[Begin Recorded information]
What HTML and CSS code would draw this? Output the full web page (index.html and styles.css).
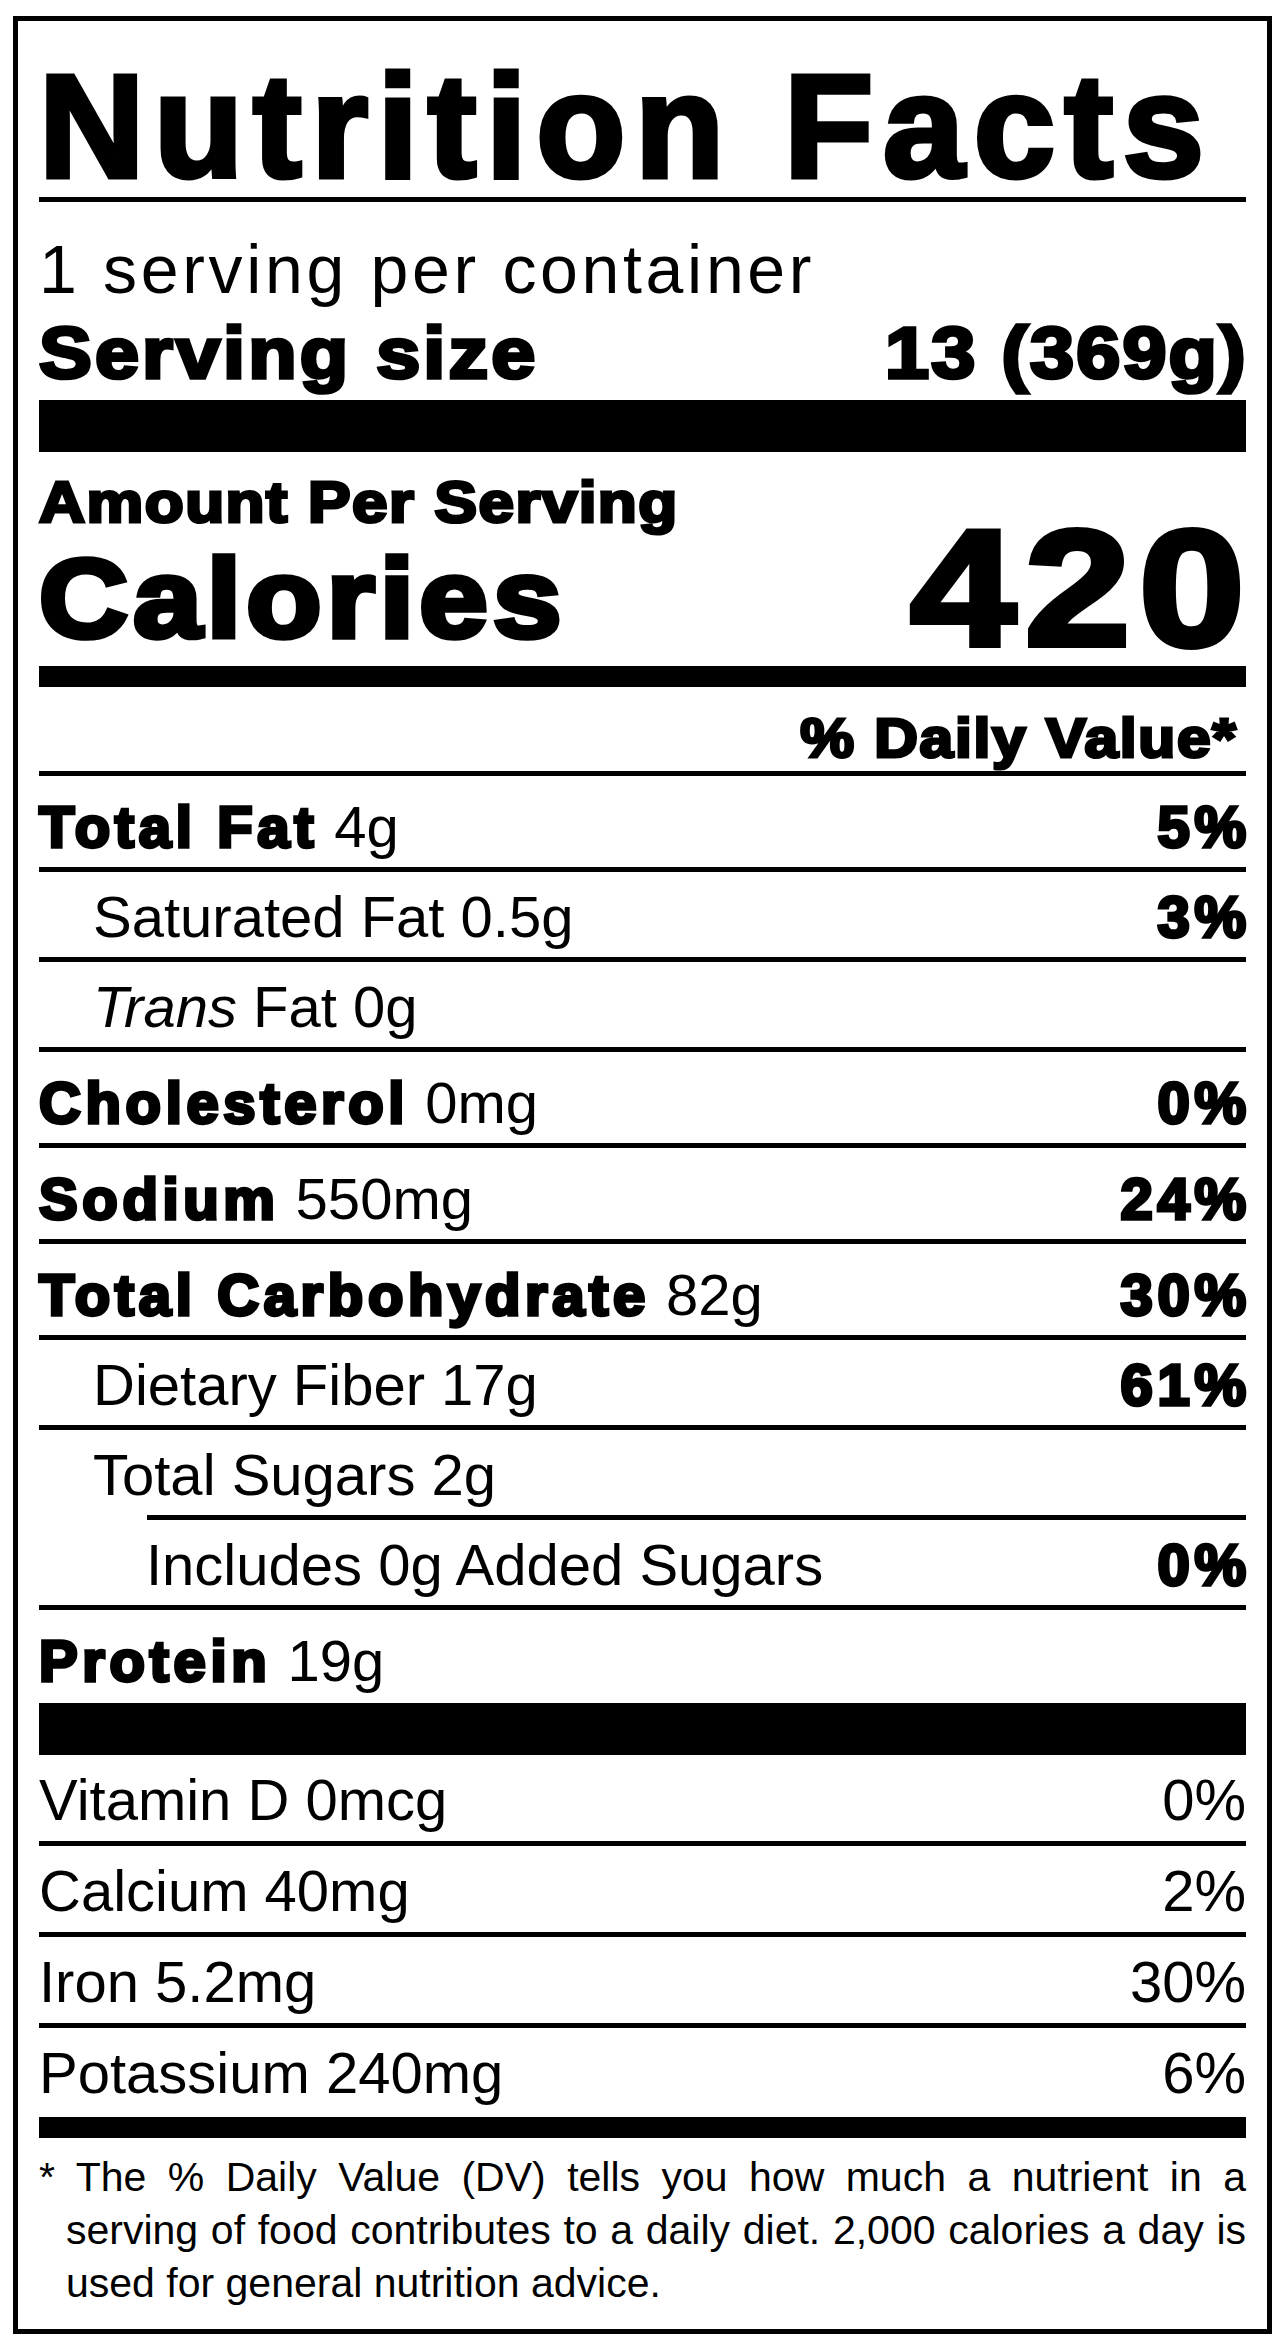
FILE: index.html
```html
<!DOCTYPE html>
<html lang="en">
<head>
<meta charset="utf-8">
<title>Nutrition Facts</title>
<link rel="stylesheet" href="styles.css">
</head>
<body>
<section class="label">
  <h1 class="title heavy">Nutrition Facts</h1>
  <p class="servings">1 serving per container</p>
  <div class="serving-size"><span class="heavy wide size-label">Serving size</span><span class="heavy wide wide-end size-value end">13 (369g)</span></div>
  <div class="bar bar-lg"></div>
  <p class="amount"><span class="heavy wide">Amount Per Serving</span></p>
  <div class="calories"><span class="heavy wide cal-label">Calories</span><span class="heavy wide wide-end cal-value end">420</span></div>
  <div class="bar bar-md"></div>
  <p class="dv"><span class="heavy wide wide-end end">% Daily Value*</span></p>

  <div class="row major"><span><b class="heavy">Total Fat</b> 4g</span><b class="heavy end">5%</b></div>
  <div class="row sub"><span>Saturated Fat 0.5g</span><b class="heavy end">3%</b></div>
  <div class="row sub"><span><i>Trans</i> Fat 0g</span></div>
  <div class="row major"><span><b class="heavy">Cholesterol</b> 0mg</span><b class="heavy end">0%</b></div>
  <div class="row major"><span><b class="heavy">Sodium</b> 550mg</span><b class="heavy end">24%</b></div>
  <div class="row major"><span><b class="heavy">Total Carbohydrate</b> 82g</span><b class="heavy end">30%</b></div>
  <div class="row sub"><span>Dietary Fiber 17g</span><b class="heavy end">61%</b></div>
  <div class="row sub no-rule"><span>Total Sugars 2g</span></div>
  <div class="rule-indent"></div>
  <div class="row subsub"><span>Includes 0g Added Sugars</span><b class="heavy end">0%</b></div>
  <div class="row major protein no-rule"><span><b class="heavy">Protein</b> 19g</span></div>
  <div class="bar bar-lg flush"></div>

  <div class="row vit"><span>Vitamin D 0mcg</span><span>0%</span></div>
  <div class="row vit"><span>Calcium 40mg</span><span>2%</span></div>
  <div class="row vit"><span>Iron 5.2mg</span><span>30%</span></div>
  <div class="row vit last no-rule"><span>Potassium 240mg</span><span>6%</span></div>
  <div class="bar bar-md"></div>

  <p class="footnote">* The % Daily Value (DV) tells you how much a nutrient in a serving of food contributes to a daily diet. 2,000 calories a day is used for general nutrition advice.</p>
</section>
</body>
</html>
```

FILE: styles.css
```css
* {
  box-sizing: border-box;
  margin: 0;
  padding: 0;
}

body {
  background: #fff;
  color: #000;
  font-family: "Liberation Sans", Arial, Helvetica, sans-serif;
}

.label {
  width: 1259px;
  height: 2318px;
  margin: 16px 0 0 13px;
  border: 5px solid #000;
  padding: 0 21px;
}

/* Heavy (Helvetica Black-like) text */
.heavy {
  --ls: 0.08em;
  --stroke: 0.06em;
  font-weight: 700;
  -webkit-text-stroke: var(--stroke) #000;
  letter-spacing: var(--ls);
}

/* widened standalone headings */
.wide {
  display: inline-block;
  transform: scaleX(var(--sx, 1.1));
  transform-origin: left center;
}

.wide-end {
  transform-origin: right center;
}

.end {
  margin-right: calc(-1 * var(--ls));
}

.title {
  --ls: 0.066em;
  --stroke: 0.034em;
  font-size: 146px;
  line-height: 140px;
  padding-top: 36px;
  white-space: nowrap;
  border-bottom: 5px solid #000;
}

.servings {
  font-size: 68px;
  line-height: 95px;
  padding-top: 20px;
  letter-spacing: 0.054em;
}

.serving-size {
  display: flex;
  justify-content: space-between;
  font-size: 72px;
  line-height: 72px;
}

.size-label {
  --ls: 0.039em;
  --stroke: 0.05em;
}

.size-value {
  --ls: 0.027em;
  --stroke: 0.05em;
}

.bar {
  background: #000;
}

.bar-lg {
  height: 52px;
  margin-top: 11px;
}

.bar-lg.flush {
  margin-top: 0;
}

.bar-md {
  height: 21px;
}

.amount {
  font-size: 58px;
  line-height: 64px;
  padding-top: 18px;
}

.amount .heavy {
  --ls: 0.023em;
  --stroke: 0.055em;
}

.calories {
  display: flex;
  justify-content: space-between;
  align-items: flex-end;
  height: 132px;
}

.cal-label {
  --ls: 0.042em;
  --stroke: 0.05em;
  font-size: 112px;
  line-height: 134px;
}

.cal-value {
  --ls: 0.047em;
  --stroke: 0.035em;
  --sx: 1.15;
  font-size: 165px;
  line-height: 156px;
}

.dv {
  font-size: 55px;
  line-height: 66px;
  padding-top: 18px;
  padding-right: 10px;
  text-align: right;
  border-bottom: 5px solid #000;
}

.dv .heavy {
  --ls: 0.028em;
  --stroke: 0.055em;
}

.row {
  display: flex;
  justify-content: space-between;
  font-size: 58px;
  line-height: 80px;
  height: 90px;
  padding-top: 5px;
  border-bottom: 5px solid #000;
  white-space: nowrap;
}

.row b {
  font-weight: 700;
}

.row.major {
  height: 96px;
  padding-top: 11px;
}

.row.sub {
  padding-left: 54px;
}

.row.subsub {
  padding-left: 107px;
}

.row.no-rule {
  border-bottom: none;
  height: 85px;
}

.row.protein {
  height: 93px;
}

.row.vit {
  height: 91px;
}

.row.vit.last {
  height: 89px;
}

.rule-indent {
  height: 5px;
  margin-left: 108px;
  background: #000;
}

.footnote {
  font-size: 41px;
  line-height: 53px;
  padding-top: 13px;
  padding-left: 27px;
  text-indent: -27px;
  text-align: justify;
}
```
[End Recorded information]
◆ Problem to solve: Report how many lines of the listing hold the word "index", with nothing but the number.

◆ Complete response: 2